GIVEN INSTRUCTION:
Word for word, print each line of the listing below; pictures stay out.

SUPPLIED MATERIAL:
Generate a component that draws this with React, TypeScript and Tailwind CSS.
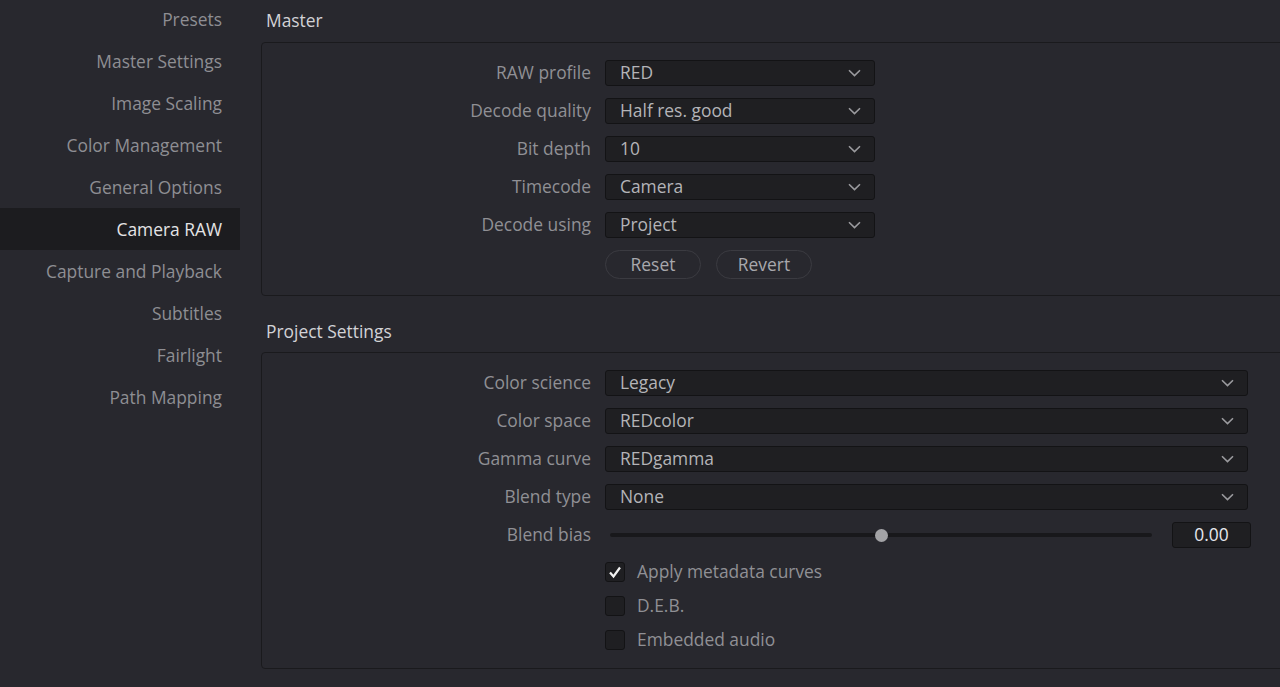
import { useState } from "react";

const navItems = [
  "Presets",
  "Master Settings",
  "Image Scaling",
  "Color Management",
  "General Options",
  "Camera RAW",
  "Capture and Playback",
  "Subtitles",
  "Fairlight",
  "Path Mapping",
];

const Chevron = () => (
  <svg width="13" height="8" viewBox="0 0 13 8" fill="none">
    <path d="M1 1.2 6.5 6.6 12 1.2" stroke="#9a9a9e" strokeWidth="1.6" />
  </svg>
);

const Select = ({ value, wide }: { value: string; wide?: boolean }) => (
  <div
    className={`flex items-center justify-between h-[26px] pl-[14px] pr-[13px] bg-[#1f1f22] border border-[#131315] rounded-[3px] text-[#b4b4b8] ${
      wide ? "w-[643px]" : "w-[270px]"
    }`}
  >
    <span className="leading-none -mt-[1px]">{value}</span>
    <Chevron />
  </div>
);

const Row = ({ label, children }: { label: string; children: React.ReactNode }) => (
  <div className="flex items-center gap-[14px]">
    <div className="w-[329px] text-right text-[#909095] leading-none -mt-[1px]">{label}</div>
    {children}
  </div>
);

const Checkbox = ({ label, checked }: { label: string; checked?: boolean }) => (
  <div className="flex items-center gap-[12px] pl-[343px] h-[20px]">
    <div className="w-[20px] h-[20px] bg-[#1f1f22] border border-[#131315] rounded-[3px] flex items-center justify-center">
      {checked && (
        <svg width="14" height="14" viewBox="0 0 14 14" fill="none">
          <path d="M2 7.5 5.5 11.5 12 2.5" stroke="#f2f2f2" strokeWidth="2.2" />
        </svg>
      )}
    </div>
    <span className="text-[#909095] leading-none">{label}</span>
  </div>
);

export default function App() {
  const [active, setActive] = useState("Camera RAW");

  return (
    <div className="w-[1280px] h-[687px] overflow-hidden bg-[#28282e] flex font-['Open_Sans',sans-serif] text-[17.4px]">
      {/* sidebar */}
      <nav className="w-[240px] shrink-0 flex flex-col -mt-[2px]">
        {navItems.map((item) => (
          <div
            key={item}
            onClick={() => setActive(item)}
            className={`h-[42px] shrink-0 flex items-center justify-end pr-[18px] cursor-pointer ${
              item === active ? "bg-[#1c1c1f] text-[#e4e4e6]" : "text-[#8e8e93]"
            }`}
          >
            {item}
          </div>
        ))}
      </nav>

      {/* content */}
      <main className="flex-1 pl-[21px] flex flex-col">
        <h2 className="pt-[8px] pb-[10px] pl-[5px] leading-[24px] text-[#d2d2d6]">Master</h2>
        <section className="w-[1060px] shrink-0 border border-[#1a1a1d] rounded-[4px] pt-[17px] pb-[16px] flex flex-col gap-[12px]">
          <Row label="RAW profile">
            <Select value="RED" />
          </Row>
          <Row label="Decode quality">
            <Select value="Half res. good" />
          </Row>
          <Row label="Bit depth">
            <Select value="10" />
          </Row>
          <Row label="Timecode">
            <Select value="Camera" />
          </Row>
          <Row label="Decode using">
            <Select value="Project" />
          </Row>
          <div className="flex gap-[15px] pl-[343px]">
            <button className="w-[96px] h-[29px] rounded-full border border-[#3b3b41] text-[#a8a8ad] leading-none">
              Reset
            </button>
            <button className="w-[96px] h-[29px] rounded-full border border-[#3b3b41] text-[#a8a8ad] leading-none">
              Revert
            </button>
          </div>
        </section>

        <h2 className="pt-[23px] pb-[9px] pl-[5px] leading-[24px] text-[#d2d2d6]">Project Settings</h2>
        <section className="w-[1060px] shrink-0 border border-[#1a1a1d] rounded-[4px] pt-[17px] pb-[18px] flex flex-col">
          <div className="flex flex-col gap-[12px]">
            <Row label="Color science">
              <Select value="Legacy" wide />
            </Row>
            <Row label="Color space">
              <Select value="REDcolor" wide />
            </Row>
            <Row label="Gamma curve">
              <Select value="REDgamma" wide />
            </Row>
            <Row label="Blend type">
              <Select value="None" wide />
            </Row>
            <Row label="Blend bias">
              <div className="flex items-center gap-[20px]">
                <div className="relative w-[542px] h-[4px] ml-[5px] rounded-full bg-[#18181b]">
                  <div className="absolute left-[265px] -top-[4.5px] w-[13px] h-[13px] rounded-full bg-[#a3a3a6]" />
                </div>
                <div className="w-[79px] h-[26px] flex items-center justify-center bg-[#1f1f22] border border-[#131315] rounded-[3px] text-[#e6e8ee] leading-none">
                  0.00
                </div>
              </div>
            </Row>
          </div>
          <div className="flex flex-col gap-[14px] mt-[14px]">
            <Checkbox label="Apply metadata curves" checked />
            <Checkbox label="D.E.B." />
            <Checkbox label="Embedded audio" />
          </div>
        </section>
      </main>
    </div>
  );
}
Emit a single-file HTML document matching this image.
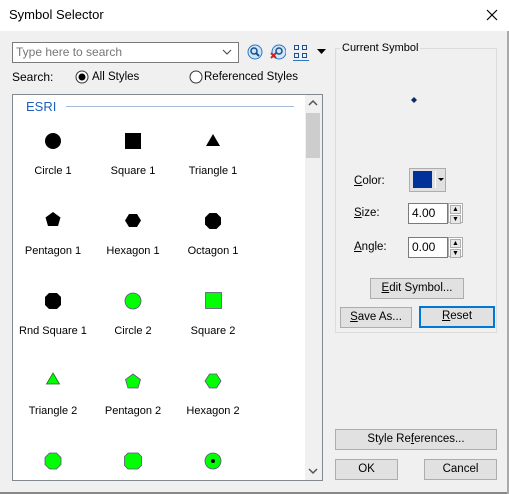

EXPECTED OUTPUT:
Generate a component that draws this with React, TypeScript and Tailwind CSS.
import { useState } from "react";

const navItems = [
  "Presets",
  "Master Settings",
  "Image Scaling",
  "Color Management",
  "General Options",
  "Camera RAW",
  "Capture and Playback",
  "Subtitles",
  "Fairlight",
  "Path Mapping",
];

const Chevron = () => (
  <svg width="13" height="8" viewBox="0 0 13 8" fill="none">
    <path d="M1 1.2 6.5 6.6 12 1.2" stroke="#9a9a9e" strokeWidth="1.6" />
  </svg>
);

const Select = ({ value, wide }: { value: string; wide?: boolean }) => (
  <div
    className={`flex items-center justify-between h-[26px] pl-[14px] pr-[13px] bg-[#1f1f22] border border-[#131315] rounded-[3px] text-[#b4b4b8] ${
      wide ? "w-[643px]" : "w-[270px]"
    }`}
  >
    <span className="leading-none -mt-[1px]">{value}</span>
    <Chevron />
  </div>
);

const Row = ({ label, children }: { label: string; children: React.ReactNode }) => (
  <div className="flex items-center gap-[14px]">
    <div className="w-[329px] text-right text-[#909095] leading-none -mt-[1px]">{label}</div>
    {children}
  </div>
);

const Checkbox = ({ label, checked }: { label: string; checked?: boolean }) => (
  <div className="flex items-center gap-[12px] pl-[343px] h-[20px]">
    <div className="w-[20px] h-[20px] bg-[#1f1f22] border border-[#131315] rounded-[3px] flex items-center justify-center">
      {checked && (
        <svg width="14" height="14" viewBox="0 0 14 14" fill="none">
          <path d="M2 7.5 5.5 11.5 12 2.5" stroke="#f2f2f2" strokeWidth="2.2" />
        </svg>
      )}
    </div>
    <span className="text-[#909095] leading-none">{label}</span>
  </div>
);

export default function App() {
  const [active, setActive] = useState("Camera RAW");

  return (
    <div className="w-[1280px] h-[687px] overflow-hidden bg-[#28282e] flex font-['Open_Sans',sans-serif] text-[17.4px]">
      {/* sidebar */}
      <nav className="w-[240px] shrink-0 flex flex-col -mt-[2px]">
        {navItems.map((item) => (
          <div
            key={item}
            onClick={() => setActive(item)}
            className={`h-[42px] shrink-0 flex items-center justify-end pr-[18px] cursor-pointer ${
              item === active ? "bg-[#1c1c1f] text-[#e4e4e6]" : "text-[#8e8e93]"
            }`}
          >
            {item}
          </div>
        ))}
      </nav>

      {/* content */}
      <main className="flex-1 pl-[21px] flex flex-col">
        <h2 className="pt-[8px] pb-[10px] pl-[5px] leading-[24px] text-[#d2d2d6]">Master</h2>
        <section className="w-[1060px] shrink-0 border border-[#1a1a1d] rounded-[4px] pt-[17px] pb-[16px] flex flex-col gap-[12px]">
          <Row label="RAW profile">
            <Select value="RED" />
          </Row>
          <Row label="Decode quality">
            <Select value="Half res. good" />
          </Row>
          <Row label="Bit depth">
            <Select value="10" />
          </Row>
          <Row label="Timecode">
            <Select value="Camera" />
          </Row>
          <Row label="Decode using">
            <Select value="Project" />
          </Row>
          <div className="flex gap-[15px] pl-[343px]">
            <button className="w-[96px] h-[29px] rounded-full border border-[#3b3b41] text-[#a8a8ad] leading-none">
              Reset
            </button>
            <button className="w-[96px] h-[29px] rounded-full border border-[#3b3b41] text-[#a8a8ad] leading-none">
              Revert
            </button>
          </div>
        </section>

        <h2 className="pt-[23px] pb-[9px] pl-[5px] leading-[24px] text-[#d2d2d6]">Project Settings</h2>
        <section className="w-[1060px] shrink-0 border border-[#1a1a1d] rounded-[4px] pt-[17px] pb-[18px] flex flex-col">
          <div className="flex flex-col gap-[12px]">
            <Row label="Color science">
              <Select value="Legacy" wide />
            </Row>
            <Row label="Color space">
              <Select value="REDcolor" wide />
            </Row>
            <Row label="Gamma curve">
              <Select value="REDgamma" wide />
            </Row>
            <Row label="Blend type">
              <Select value="None" wide />
            </Row>
            <Row label="Blend bias">
              <div className="flex items-center gap-[20px]">
                <div className="relative w-[542px] h-[4px] ml-[5px] rounded-full bg-[#18181b]">
                  <div className="absolute left-[265px] -top-[4.5px] w-[13px] h-[13px] rounded-full bg-[#a3a3a6]" />
                </div>
                <div className="w-[79px] h-[26px] flex items-center justify-center bg-[#1f1f22] border border-[#131315] rounded-[3px] text-[#e6e8ee] leading-none">
                  0.00
                </div>
              </div>
            </Row>
          </div>
          <div className="flex flex-col gap-[14px] mt-[14px]">
            <Checkbox label="Apply metadata curves" checked />
            <Checkbox label="D.E.B." />
            <Checkbox label="Embedded audio" />
          </div>
        </section>
      </main>
    </div>
  );
}
Emit a single-file HTML document matching this image.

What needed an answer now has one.